Martha lijkt als het ware aan te voelen dat wat de Heer heeft gezegd, haar geestelijk bevattingsvermogen te boven gaat, maar dat Maria daar wel aanvoeling voor heeft. Ze heeft in Zijn woorden dingen gehoord waarvan ze aanvoelt dat Maria daar meer van zal begrijpen dan zij.

Het is ook alsof de woorden van de Heer een oproep zijn aan Maria om te komen. Zo lijkt Martha die te hebben opgevat, want zonder een speciale opdracht van de Heer gaat ze haar zuster Maria in het geheim roepen, dat wil zeggen zonder dat de anderen daar iets van merken. Ze doet dat met woorden die de bijzondere betrekking van Maria met de Heer Jezus duidelijk maken. Hij is de Meester en heeft gezag. Hij roept Maria bij Zich.

Het hart en de voeten van Maria reageren onmiddellijk, zoals ieder die in gemeenschap met de Heer leeft, onmiddellijk zal reageren als Hij roept. Het is alsof ze daarop heeft zitten wachten. Ze is niet met haar verdriet bezig, maar met Christus. Wat is het een prachtige houding om zo in afwachting te zijn van Christus om van Hem een woord of een opdracht te krijgen en als het komt in beweging te komen.

De Heer is nog steeds niet in het dorp aangekomen, maar is nog op de plaats waar Martha Hem heeft ontmoet. Daar heeft zij mooie dingen van Hem gehoord, waar Maria niet bij aanwezig is geweest. Dat wil niet zeggen dat zij dat moet missen, want ze komt op diezelfde plaats en zal de werkelijkheid van Zijn openbaring aan Martha zien.

De Joden hebben niet gehoord wat Martha tegen haar zuster heeft gezegd, want ze heeft het in het geheim gezegd. Als de Heer een woord voor een enkeling heeft, is dat alleen voor die enkeling bedoeld. Anderen horen dat niet. Anderen zien wel de uitwerking ervan. Zo ook hier. De Joden die met Maria in huis zijn en haar vertroosten, zien de reactie van Maria op de woorden van Martha. Als ze zien dat Maria naar buiten gaat, gaan ze haar achterna. Ze menen dat zij naar het graf gaat om te huilen.

Maria is echter niet bezig met een gestorven Lazarus, hoewel ze vol verdriet is over de dood van haar broer. Ze is bezig met de Heer Jezus. Ze gaat niet naar de plaats van de dood, maar naar de plaats van het leven, naar Hem Die het Leven is. Ze komt bij de plaats waar Hij is en ziet Hem. Ze spreekt dezelfde woorden als Martha en gaat in haar belijdenis van Christus dan ook niet verder dan Martha. Ook zij gelooft dat Hij had kunnen voorkomen dat hun broer stierf. Maar zij spreekt die woorden uit, terwijl ze aan Zijn voeten ligt, waarmee ze aangeeft hoezeer ze onder de indruk van Zijn heerlijkheid is. Verder zegt ze niets en Hij zegt ook niets tegen haar, wat wel zo was bij Zijn ontmoeting met Martha.

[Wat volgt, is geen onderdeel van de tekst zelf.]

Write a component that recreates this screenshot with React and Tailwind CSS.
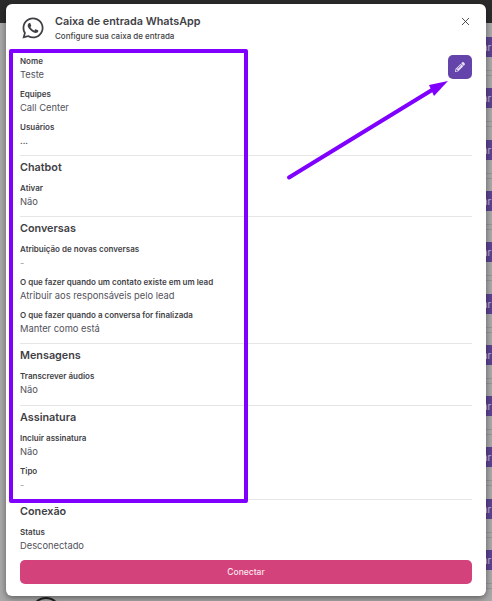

Er zijn tussen personen die in een nauwe gemeenschap met elkaar leven niet veel woorden nodig om elkaar te begrijpen. We zien Maria steeds aan de voeten van de Heer. Eerst voor haar vorming (Lk 10:39), dan hier waar zij haar nood bij Hem brengt en ten slotte om Hem te aanbidden (Jh 12:3).